Zelda: Tears of the Kingdom’s shrines are a puzzle design marvel

As a puzzle game fan, my favorite part of The Legend of Zelda: Breath of the Wild is its shrines. These mini-dungeons often act as ingenious little puzzle chambers that test my understanding of the game’s abilities and physics. I was thrilled when I loaded up The Legend of Zelda: Tears of the Kingdom and immediately found that the development team kept that idea intact for the sequel. I’d have over 150 new shrines to hunt down, including a handful that were unlocked via navigation puzzles in the open world.

It’s not just the fact that shrines return, though, that got me excited; it’s the fact that they’re even better this time around. That’s thanks in large part to how they interact with the sequel’s crafting systems, serving a larger purpose beyond giving Link some scattered challenges to solve.

Driving permit exams

Tears of the Kingdom’s shrines aren’t much different from Breath of the Wild’s on paper. Each one functions like a Portal test chamber built around a specific gameplay mechanic or theme. One has players solving puzzles using buoyancy physics, while another has them ascending their way to the top of a rotating cube. Even combat-focused shrines have specific gimmicks this time, testing players’ mastery of specific item fusions or environmental interactions.

Link stands in front of a shrine in The Legend of Zelda: Tears of the Kingdom.

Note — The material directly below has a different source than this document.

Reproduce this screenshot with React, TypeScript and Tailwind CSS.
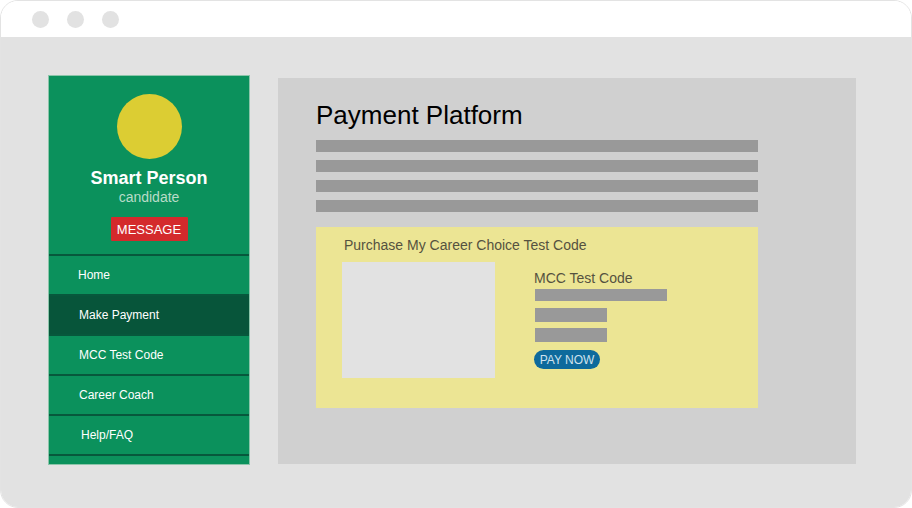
import React from "react"

const navItems = [
  { label: "Home", active: false, pad: "pl-[29px]" },
  { label: "Make Payment", active: true, pad: "pl-[30px]" },
  { label: "MCC Test Code", active: false, pad: "pl-[30px]" },
  { label: "Career Coach", active: false, pad: "pl-[30px]" },
  { label: "Help/FAQ", active: false, pad: "pl-[32px]" },
]

const Sidebar = () => {
  return (
    <div className="w-[202px] h-[390px] shrink-0 flex flex-col bg-[#0b915c] border border-[#8cc5aa] overflow-hidden">
      <div className="flex flex-col items-center pt-[18px] pb-[13px]">
        <div className="w-[65px] h-[65px] rounded-full bg-[#dccd33]" />
        <h3 className="mt-[8px] text-white text-[18px] leading-[22px] font-bold">Smart Person</h3>
        <p className="text-[#b8dcc8] text-[14px] leading-[17px]">candidate</p>
        <button className="mt-[11px] w-[77px] h-[24px] bg-[#d42a2c] text-white text-[13px] leading-none rounded-[1px]">
          MESSAGE
        </button>
      </div>
      <ul className="border-t-2 border-[#07583c]">
        {navItems.map((item) => (
          <li
            key={item.label}
            className={`h-[40px] flex items-center border-b-2 border-[#07583c] text-white text-[12px] ${item.pad} ${
              item.active ? "bg-[#07553a]" : ""
            }`}
          >
            {item.label}
          </li>
        ))}
      </ul>
    </div>
  )
}

const PurchaseCard = () => {
  return (
    <div className="mt-[15px] w-[442px] h-[181px] bg-[#ece594] pl-[26px] pt-[10px]">
      <p className="ml-[2px] text-[14px] leading-[17px] text-[#555240]">Purchase My Career Choice Test Code</p>
      <div className="mt-[8px] flex items-start">
        <div className="w-[153px] h-[116px] bg-[#e2e2e2]" />
        <div className="ml-[39px] mt-[8px] flex flex-col">
          <p className="text-[14px] leading-[17px] text-[#555240]">MCC Test Code</p>
          <div className="mt-[2px] ml-[1px] w-[132px] h-[12px] bg-[#999999]" />
          <div className="mt-[7px] ml-[1px] w-[72px] h-[14px] bg-[#999999]" />
          <div className="mt-[6px] ml-[1px] w-[72px] h-[14px] bg-[#999999]" />
          <button className="mt-[8px] w-[66px] h-[19px] rounded-full bg-[#0e6a9c] text-[#cfe2ee] text-[12px] leading-none">
            PAY NOW
          </button>
        </div>
      </div>
    </div>
  )
}

export default function App() {
  return (
    <div className="w-[912px] h-[508px] bg-white" style={{ fontFamily: '"Liberation Sans", Arial, sans-serif' }}>
      <div className="w-full h-full rounded-[18px] overflow-hidden border border-[#e3e3e3] flex flex-col">
        <div className="h-[36px] shrink-0 bg-white flex items-center gap-[18px] pl-[31px]">
          <span className="w-[17px] h-[17px] rounded-full bg-[#e2e2e2]" />
          <span className="w-[17px] h-[17px] rounded-full bg-[#e2e2e2]" />
          <span className="w-[17px] h-[17px] rounded-full bg-[#e2e2e2]" />
        </div>
        <div className="flex-1 bg-[#e2e2e2] flex items-start pt-[38px] pl-[47px]">
          <Sidebar />
          <div className="ml-[28px] mt-[3px] w-[578px] h-[386px] bg-[#d0d0d0] pl-[38px] pt-[23px]">
            <h1 className="text-[26px] leading-[29px] text-black">Payment Platform</h1>
            <div className="mt-[10px] flex flex-col gap-[8px]">
              <div className="w-[442px] h-[12px] bg-[#999999]" />
              <div className="w-[442px] h-[12px] bg-[#999999]" />
              <div className="w-[442px] h-[12px] bg-[#999999]" />
              <div className="w-[442px] h-[12px] bg-[#999999]" />
            </div>
            <PurchaseCard />
          </div>
        </div>
      </div>
    </div>
  )
}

One big difference, though, is that shrines don’t always have one set solution. That’s thanks to Tears of the Kingdom’s powerful crafting systems, which allow Link to create inventive solutions to problems. In one shrine, I had to get a ball across a river on a boat, but the current was working against me. Rather than trying to figure out the intended solution, I decided to create my own. I fused every plank of wood I could find together and attached the ball to the end of it. That would allow me to raise it to an upper level I could climb to via ladder and walk it across the waterway. In another puzzle, I simply placed a ball on the edge of a platform and ascended through it. I have no idea what I was supposed to do, but that didn’t stop me from claiming my blessing of light.

This isn’t a bug or an oversight; it’s exactly what Tears of the Kingdom wants you to do. The entire game challenges players to outsmart the developers, creating ingenious solutions to their puzzles. Whenever I pull off a clearly unintended trick, it makes me feel like the world’s greatest engineering genius. That sensation isn’t just in shrines either. It’s present anytime I break into a Moblin base with a makeshift airship or whenever I grind my way over a rail by strapping a minecart to my shield.

That’s enough on its own to improve the shrine formula, but there’s something that impresses me even more: Every single shrine in Tears of the Kingdom is secretly a tutorial.

A flying machine with a ball being attached to it

In each one, Link learns something new about his abilities or how Zonai devices work that have a practical application in the open world. Some teach him how to create specific vehicles like hot air balloons and use them to transport items safely. Others show him how to create makeshift contraptions like slingshots that can toss items (or Koroks). If Breath of the Wild’s puzzles were like pop quizzes about his abilities, Tears of the Kingdom’s act more like a driving permit exam. They’re a starting point, not a final test.

While I only have a few more shrines to complete in Tears of the Kingdom, I don’t feel like I’m running out of those satisfying puzzle moments. Instead, they’ve allowed me to turn Hyrule itself into one gigantic shrine that I can solve using that wealth of knowledge I’ve amassed. With 100 hours logged in my file, the training wheels are finally off and my true test can begin.

The Legend of Zelda: Tears of the Kingdom is out now on Nintendo Switch.